[begin Recorded data]

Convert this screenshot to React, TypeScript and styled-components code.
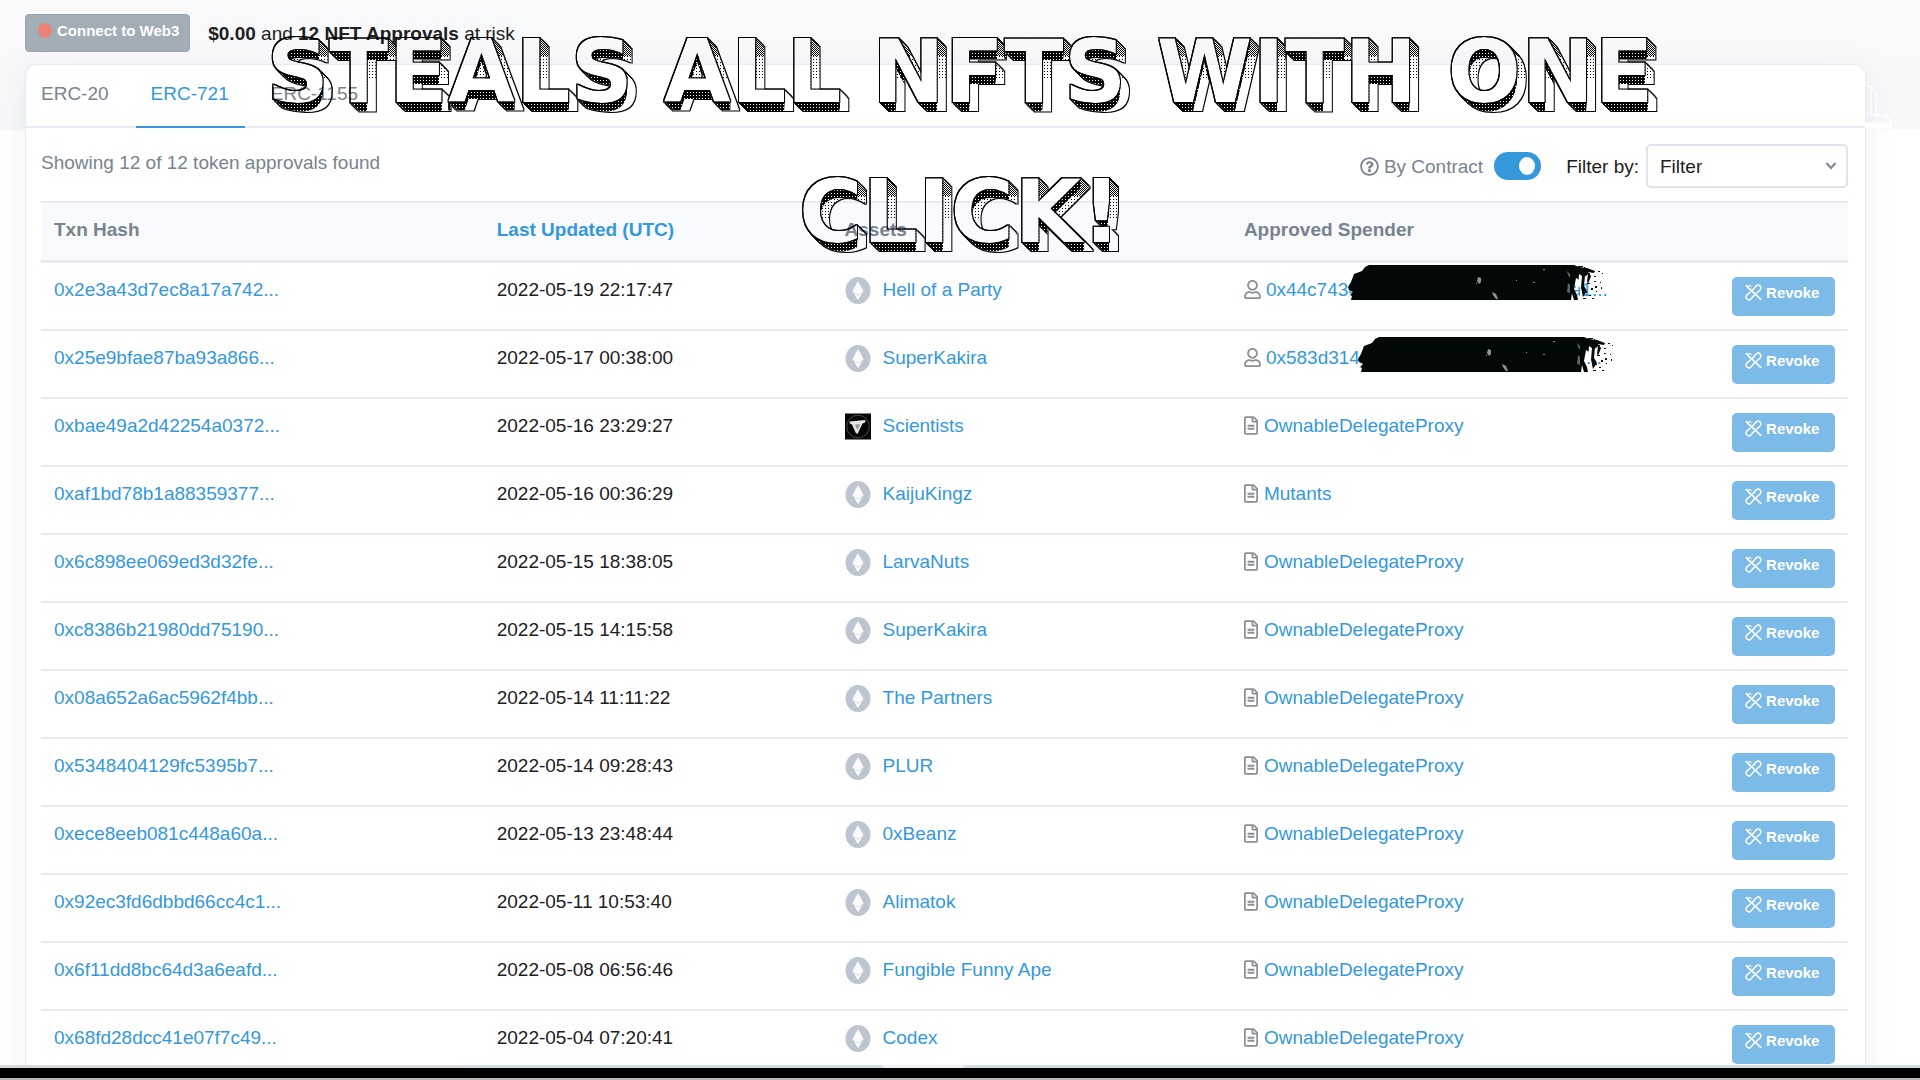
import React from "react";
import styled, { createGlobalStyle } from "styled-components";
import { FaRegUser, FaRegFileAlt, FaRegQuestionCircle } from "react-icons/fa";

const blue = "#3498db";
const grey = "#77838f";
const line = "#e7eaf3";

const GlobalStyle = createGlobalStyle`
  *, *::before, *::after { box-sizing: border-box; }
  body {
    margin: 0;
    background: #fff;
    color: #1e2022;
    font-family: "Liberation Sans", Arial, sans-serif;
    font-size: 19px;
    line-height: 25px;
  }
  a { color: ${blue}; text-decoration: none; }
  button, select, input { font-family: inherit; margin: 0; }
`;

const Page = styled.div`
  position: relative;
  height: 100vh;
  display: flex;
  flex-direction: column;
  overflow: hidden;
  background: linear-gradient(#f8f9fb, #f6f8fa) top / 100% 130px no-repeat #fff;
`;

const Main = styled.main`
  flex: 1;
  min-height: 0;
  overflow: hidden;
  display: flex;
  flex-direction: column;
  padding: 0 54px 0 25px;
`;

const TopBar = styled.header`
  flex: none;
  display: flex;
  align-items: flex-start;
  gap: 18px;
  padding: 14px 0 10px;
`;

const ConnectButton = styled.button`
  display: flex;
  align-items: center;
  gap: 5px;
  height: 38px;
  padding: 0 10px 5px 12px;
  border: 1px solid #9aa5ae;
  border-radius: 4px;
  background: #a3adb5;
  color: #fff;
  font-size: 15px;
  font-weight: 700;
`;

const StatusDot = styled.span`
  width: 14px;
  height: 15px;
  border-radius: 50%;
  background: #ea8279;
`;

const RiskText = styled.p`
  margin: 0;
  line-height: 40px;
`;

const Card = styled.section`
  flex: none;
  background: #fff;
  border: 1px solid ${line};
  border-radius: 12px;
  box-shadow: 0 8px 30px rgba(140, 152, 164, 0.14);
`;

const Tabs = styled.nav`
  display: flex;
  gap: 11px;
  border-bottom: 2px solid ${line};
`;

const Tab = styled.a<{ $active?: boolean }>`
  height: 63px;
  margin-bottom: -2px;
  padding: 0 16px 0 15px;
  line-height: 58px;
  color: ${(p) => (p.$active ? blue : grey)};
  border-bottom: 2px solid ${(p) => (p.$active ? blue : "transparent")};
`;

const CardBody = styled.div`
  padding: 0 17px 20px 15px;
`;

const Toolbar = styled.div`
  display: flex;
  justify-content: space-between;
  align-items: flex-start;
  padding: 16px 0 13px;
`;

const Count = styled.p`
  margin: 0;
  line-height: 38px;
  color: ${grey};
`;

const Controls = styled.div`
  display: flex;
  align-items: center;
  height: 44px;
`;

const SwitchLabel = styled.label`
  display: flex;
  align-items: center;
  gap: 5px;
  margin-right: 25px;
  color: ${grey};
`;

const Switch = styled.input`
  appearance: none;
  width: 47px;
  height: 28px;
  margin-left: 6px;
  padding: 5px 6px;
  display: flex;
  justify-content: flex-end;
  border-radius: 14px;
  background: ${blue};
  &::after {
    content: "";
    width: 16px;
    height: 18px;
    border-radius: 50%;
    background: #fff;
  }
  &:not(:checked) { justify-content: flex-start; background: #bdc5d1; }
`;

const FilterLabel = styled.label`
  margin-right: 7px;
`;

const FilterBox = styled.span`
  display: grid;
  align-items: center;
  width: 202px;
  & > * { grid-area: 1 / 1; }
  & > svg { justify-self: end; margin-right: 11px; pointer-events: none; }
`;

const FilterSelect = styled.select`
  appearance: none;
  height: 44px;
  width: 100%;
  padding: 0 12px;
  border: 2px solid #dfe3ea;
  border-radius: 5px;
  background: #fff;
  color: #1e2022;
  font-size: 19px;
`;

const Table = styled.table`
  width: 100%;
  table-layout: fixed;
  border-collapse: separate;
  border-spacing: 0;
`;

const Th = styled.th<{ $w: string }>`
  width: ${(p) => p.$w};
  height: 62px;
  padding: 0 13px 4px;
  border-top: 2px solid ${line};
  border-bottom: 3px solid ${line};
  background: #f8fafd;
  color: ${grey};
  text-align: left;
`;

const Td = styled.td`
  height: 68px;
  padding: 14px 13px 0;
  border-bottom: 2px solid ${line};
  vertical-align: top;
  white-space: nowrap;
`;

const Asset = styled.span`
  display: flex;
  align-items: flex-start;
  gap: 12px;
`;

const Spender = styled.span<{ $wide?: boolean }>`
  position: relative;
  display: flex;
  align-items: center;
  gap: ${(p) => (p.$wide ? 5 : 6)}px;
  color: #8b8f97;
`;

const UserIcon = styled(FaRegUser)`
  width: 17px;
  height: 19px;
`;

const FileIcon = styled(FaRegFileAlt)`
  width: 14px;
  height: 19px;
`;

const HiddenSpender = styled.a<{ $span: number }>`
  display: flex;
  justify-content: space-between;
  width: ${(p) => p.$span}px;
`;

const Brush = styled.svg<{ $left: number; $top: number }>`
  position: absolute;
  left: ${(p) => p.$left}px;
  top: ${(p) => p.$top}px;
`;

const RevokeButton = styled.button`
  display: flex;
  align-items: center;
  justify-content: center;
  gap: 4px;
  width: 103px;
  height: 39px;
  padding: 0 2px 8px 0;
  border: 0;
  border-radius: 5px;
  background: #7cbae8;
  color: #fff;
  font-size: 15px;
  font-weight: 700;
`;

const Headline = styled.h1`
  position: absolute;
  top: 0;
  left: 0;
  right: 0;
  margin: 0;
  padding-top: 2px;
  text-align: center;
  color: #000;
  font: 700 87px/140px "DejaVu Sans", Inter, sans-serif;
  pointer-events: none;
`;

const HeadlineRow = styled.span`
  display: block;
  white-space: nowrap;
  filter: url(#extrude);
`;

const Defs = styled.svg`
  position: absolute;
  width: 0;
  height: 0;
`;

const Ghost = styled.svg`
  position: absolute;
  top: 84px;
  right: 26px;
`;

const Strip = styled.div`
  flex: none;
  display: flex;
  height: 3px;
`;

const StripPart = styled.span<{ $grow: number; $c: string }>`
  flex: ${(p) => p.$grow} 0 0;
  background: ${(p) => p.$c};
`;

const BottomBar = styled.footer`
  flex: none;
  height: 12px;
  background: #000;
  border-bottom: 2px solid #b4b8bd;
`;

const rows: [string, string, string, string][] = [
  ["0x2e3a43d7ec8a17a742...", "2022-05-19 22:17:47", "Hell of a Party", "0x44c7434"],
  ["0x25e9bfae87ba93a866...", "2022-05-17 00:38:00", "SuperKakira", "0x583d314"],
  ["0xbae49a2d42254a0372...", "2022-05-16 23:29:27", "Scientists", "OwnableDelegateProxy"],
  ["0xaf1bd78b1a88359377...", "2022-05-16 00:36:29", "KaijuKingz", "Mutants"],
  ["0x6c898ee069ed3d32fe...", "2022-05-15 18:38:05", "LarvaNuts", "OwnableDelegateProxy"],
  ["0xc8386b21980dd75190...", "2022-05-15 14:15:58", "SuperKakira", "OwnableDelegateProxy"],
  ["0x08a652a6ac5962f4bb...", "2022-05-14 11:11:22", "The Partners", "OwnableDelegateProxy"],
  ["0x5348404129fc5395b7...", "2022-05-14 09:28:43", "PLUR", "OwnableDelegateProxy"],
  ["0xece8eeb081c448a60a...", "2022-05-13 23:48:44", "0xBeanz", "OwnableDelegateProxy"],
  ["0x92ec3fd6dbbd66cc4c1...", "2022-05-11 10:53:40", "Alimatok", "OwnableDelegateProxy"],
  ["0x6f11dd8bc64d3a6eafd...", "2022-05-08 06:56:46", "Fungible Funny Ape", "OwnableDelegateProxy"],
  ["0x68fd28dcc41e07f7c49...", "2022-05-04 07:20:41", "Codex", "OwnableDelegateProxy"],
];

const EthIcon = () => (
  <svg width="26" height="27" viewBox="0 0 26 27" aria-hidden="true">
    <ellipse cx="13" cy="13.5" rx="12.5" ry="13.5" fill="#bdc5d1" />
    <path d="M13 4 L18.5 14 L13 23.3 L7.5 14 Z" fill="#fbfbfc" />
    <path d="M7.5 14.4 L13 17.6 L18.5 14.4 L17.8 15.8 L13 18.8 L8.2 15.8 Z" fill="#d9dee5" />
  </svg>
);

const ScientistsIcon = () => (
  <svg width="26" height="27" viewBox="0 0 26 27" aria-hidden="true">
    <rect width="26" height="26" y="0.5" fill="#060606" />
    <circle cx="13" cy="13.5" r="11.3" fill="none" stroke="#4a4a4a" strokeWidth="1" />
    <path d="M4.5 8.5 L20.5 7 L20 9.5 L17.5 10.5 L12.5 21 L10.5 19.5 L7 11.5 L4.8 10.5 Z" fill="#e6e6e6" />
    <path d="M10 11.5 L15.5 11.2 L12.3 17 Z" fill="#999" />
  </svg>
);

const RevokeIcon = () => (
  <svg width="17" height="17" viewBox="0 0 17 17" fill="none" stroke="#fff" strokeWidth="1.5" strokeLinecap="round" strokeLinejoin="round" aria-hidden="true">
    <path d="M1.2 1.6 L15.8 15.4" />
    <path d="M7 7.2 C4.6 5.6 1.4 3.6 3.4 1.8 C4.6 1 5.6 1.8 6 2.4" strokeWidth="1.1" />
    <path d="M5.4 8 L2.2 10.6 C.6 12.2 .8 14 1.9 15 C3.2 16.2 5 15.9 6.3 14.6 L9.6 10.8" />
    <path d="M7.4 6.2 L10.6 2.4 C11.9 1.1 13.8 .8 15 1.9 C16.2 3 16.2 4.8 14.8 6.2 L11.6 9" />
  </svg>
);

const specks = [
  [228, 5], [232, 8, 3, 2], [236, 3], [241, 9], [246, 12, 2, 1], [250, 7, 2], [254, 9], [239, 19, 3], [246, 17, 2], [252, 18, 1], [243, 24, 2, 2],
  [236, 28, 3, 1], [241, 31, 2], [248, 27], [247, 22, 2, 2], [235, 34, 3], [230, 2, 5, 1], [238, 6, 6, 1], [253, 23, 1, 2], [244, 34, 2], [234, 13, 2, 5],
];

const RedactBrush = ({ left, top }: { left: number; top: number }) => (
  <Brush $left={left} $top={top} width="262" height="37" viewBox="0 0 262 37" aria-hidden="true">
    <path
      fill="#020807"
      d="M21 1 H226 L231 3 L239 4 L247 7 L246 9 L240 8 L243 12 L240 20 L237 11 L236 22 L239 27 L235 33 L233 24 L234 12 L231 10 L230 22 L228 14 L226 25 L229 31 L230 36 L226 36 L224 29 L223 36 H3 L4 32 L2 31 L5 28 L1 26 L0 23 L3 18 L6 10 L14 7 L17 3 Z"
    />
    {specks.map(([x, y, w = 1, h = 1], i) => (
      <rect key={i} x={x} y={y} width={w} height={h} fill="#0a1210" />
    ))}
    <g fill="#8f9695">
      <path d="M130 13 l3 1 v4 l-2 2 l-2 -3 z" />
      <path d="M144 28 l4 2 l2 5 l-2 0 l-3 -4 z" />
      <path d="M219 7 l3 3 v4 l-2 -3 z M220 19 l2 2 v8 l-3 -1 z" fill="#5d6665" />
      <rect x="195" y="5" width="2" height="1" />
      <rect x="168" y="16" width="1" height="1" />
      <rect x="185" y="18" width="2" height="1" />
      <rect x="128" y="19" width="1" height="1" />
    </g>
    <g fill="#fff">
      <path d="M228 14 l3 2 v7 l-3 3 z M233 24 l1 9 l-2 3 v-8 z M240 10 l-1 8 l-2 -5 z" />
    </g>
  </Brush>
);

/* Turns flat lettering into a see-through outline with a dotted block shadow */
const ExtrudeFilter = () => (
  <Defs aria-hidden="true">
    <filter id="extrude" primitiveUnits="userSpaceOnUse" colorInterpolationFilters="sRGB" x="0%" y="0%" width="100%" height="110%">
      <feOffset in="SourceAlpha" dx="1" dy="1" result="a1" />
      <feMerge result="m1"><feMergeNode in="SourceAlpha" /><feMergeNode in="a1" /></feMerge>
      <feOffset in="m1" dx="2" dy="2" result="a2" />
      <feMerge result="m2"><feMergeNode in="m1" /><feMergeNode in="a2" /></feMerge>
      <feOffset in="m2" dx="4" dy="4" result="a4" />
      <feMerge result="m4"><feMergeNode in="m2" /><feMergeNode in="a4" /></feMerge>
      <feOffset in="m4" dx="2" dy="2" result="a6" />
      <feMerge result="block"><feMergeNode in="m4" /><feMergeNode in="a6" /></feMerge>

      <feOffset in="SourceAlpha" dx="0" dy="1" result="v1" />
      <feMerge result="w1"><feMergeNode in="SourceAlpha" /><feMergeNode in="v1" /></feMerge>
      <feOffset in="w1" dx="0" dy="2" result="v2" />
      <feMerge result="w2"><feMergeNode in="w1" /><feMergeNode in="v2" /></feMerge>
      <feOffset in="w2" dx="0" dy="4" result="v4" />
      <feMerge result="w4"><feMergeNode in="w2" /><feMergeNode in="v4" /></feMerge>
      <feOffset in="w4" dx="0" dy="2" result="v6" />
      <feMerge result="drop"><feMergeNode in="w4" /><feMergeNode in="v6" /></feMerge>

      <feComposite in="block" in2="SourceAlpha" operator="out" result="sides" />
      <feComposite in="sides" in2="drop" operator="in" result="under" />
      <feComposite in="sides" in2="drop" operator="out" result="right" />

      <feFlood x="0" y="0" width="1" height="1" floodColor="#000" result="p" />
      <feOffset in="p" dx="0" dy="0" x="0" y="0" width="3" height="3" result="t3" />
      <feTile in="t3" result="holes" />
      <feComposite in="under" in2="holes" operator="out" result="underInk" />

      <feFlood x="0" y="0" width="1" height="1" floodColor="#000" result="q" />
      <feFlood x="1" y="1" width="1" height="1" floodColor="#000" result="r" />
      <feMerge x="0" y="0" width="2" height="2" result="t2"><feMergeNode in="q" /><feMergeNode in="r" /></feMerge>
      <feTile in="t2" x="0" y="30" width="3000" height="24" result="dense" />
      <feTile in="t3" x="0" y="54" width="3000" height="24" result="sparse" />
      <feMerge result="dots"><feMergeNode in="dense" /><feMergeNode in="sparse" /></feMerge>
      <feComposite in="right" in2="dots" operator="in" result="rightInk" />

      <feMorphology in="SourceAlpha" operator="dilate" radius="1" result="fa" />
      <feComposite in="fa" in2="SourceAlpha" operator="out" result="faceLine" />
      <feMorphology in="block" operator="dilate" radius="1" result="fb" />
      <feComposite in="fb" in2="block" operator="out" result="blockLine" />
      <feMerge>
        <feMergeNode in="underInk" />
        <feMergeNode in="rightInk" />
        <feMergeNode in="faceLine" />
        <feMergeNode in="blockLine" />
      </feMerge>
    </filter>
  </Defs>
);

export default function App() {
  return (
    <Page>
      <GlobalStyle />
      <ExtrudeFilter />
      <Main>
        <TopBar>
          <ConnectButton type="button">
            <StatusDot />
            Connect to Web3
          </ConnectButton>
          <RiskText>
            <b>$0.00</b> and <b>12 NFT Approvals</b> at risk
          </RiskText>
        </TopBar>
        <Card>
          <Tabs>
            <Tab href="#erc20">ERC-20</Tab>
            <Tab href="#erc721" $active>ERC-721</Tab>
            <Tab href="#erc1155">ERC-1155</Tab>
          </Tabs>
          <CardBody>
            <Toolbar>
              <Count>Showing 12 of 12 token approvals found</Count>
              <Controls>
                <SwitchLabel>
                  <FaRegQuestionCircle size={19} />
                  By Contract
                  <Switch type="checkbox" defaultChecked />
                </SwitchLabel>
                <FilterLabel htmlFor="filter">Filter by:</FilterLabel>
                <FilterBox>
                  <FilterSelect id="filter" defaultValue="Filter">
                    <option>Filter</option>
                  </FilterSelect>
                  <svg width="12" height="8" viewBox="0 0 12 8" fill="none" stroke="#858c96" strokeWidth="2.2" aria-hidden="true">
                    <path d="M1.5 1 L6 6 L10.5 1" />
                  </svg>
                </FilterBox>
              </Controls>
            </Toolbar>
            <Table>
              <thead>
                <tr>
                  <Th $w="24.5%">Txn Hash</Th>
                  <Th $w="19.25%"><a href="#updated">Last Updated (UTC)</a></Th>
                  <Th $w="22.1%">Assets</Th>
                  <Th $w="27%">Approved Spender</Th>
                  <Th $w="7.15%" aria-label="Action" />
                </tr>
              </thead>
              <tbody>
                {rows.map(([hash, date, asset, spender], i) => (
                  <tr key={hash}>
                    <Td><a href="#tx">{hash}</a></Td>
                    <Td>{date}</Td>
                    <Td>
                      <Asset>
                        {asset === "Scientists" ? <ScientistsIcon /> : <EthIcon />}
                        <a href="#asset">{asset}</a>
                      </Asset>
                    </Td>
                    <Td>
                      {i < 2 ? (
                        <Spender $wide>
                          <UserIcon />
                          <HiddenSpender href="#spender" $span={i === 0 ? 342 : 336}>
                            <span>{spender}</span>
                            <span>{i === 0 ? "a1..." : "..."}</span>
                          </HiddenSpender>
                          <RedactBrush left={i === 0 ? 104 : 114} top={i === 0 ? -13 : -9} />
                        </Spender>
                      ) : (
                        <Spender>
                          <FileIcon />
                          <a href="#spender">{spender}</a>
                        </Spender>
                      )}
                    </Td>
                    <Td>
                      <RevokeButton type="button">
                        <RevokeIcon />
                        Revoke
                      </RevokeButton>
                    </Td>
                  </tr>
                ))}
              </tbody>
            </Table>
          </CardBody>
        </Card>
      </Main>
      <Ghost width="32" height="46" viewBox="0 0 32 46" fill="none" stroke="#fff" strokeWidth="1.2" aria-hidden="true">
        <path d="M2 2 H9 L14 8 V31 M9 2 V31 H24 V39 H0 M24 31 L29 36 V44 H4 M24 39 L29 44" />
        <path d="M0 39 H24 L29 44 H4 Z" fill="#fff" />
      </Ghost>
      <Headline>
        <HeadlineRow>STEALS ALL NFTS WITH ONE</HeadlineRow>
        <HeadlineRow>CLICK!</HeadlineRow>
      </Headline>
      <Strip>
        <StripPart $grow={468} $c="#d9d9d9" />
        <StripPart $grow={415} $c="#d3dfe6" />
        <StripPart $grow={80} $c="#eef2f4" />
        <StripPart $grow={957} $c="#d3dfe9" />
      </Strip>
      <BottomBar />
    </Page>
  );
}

[end Recorded data]

Written request:
Starting at the first line of the material, output exactly the lines up to and including the one with "FaRegUser, FaRegFileAlt, FaRegQuestionCircle". Do not include the pictures.

Reply to the task:
Convert this screenshot to React, TypeScript and styled-components code.
import React from "react";
import styled, { createGlobalStyle } from "styled-components";
import { FaRegUser, FaRegFileAlt, FaRegQuestionCircle } from "react-icons/fa";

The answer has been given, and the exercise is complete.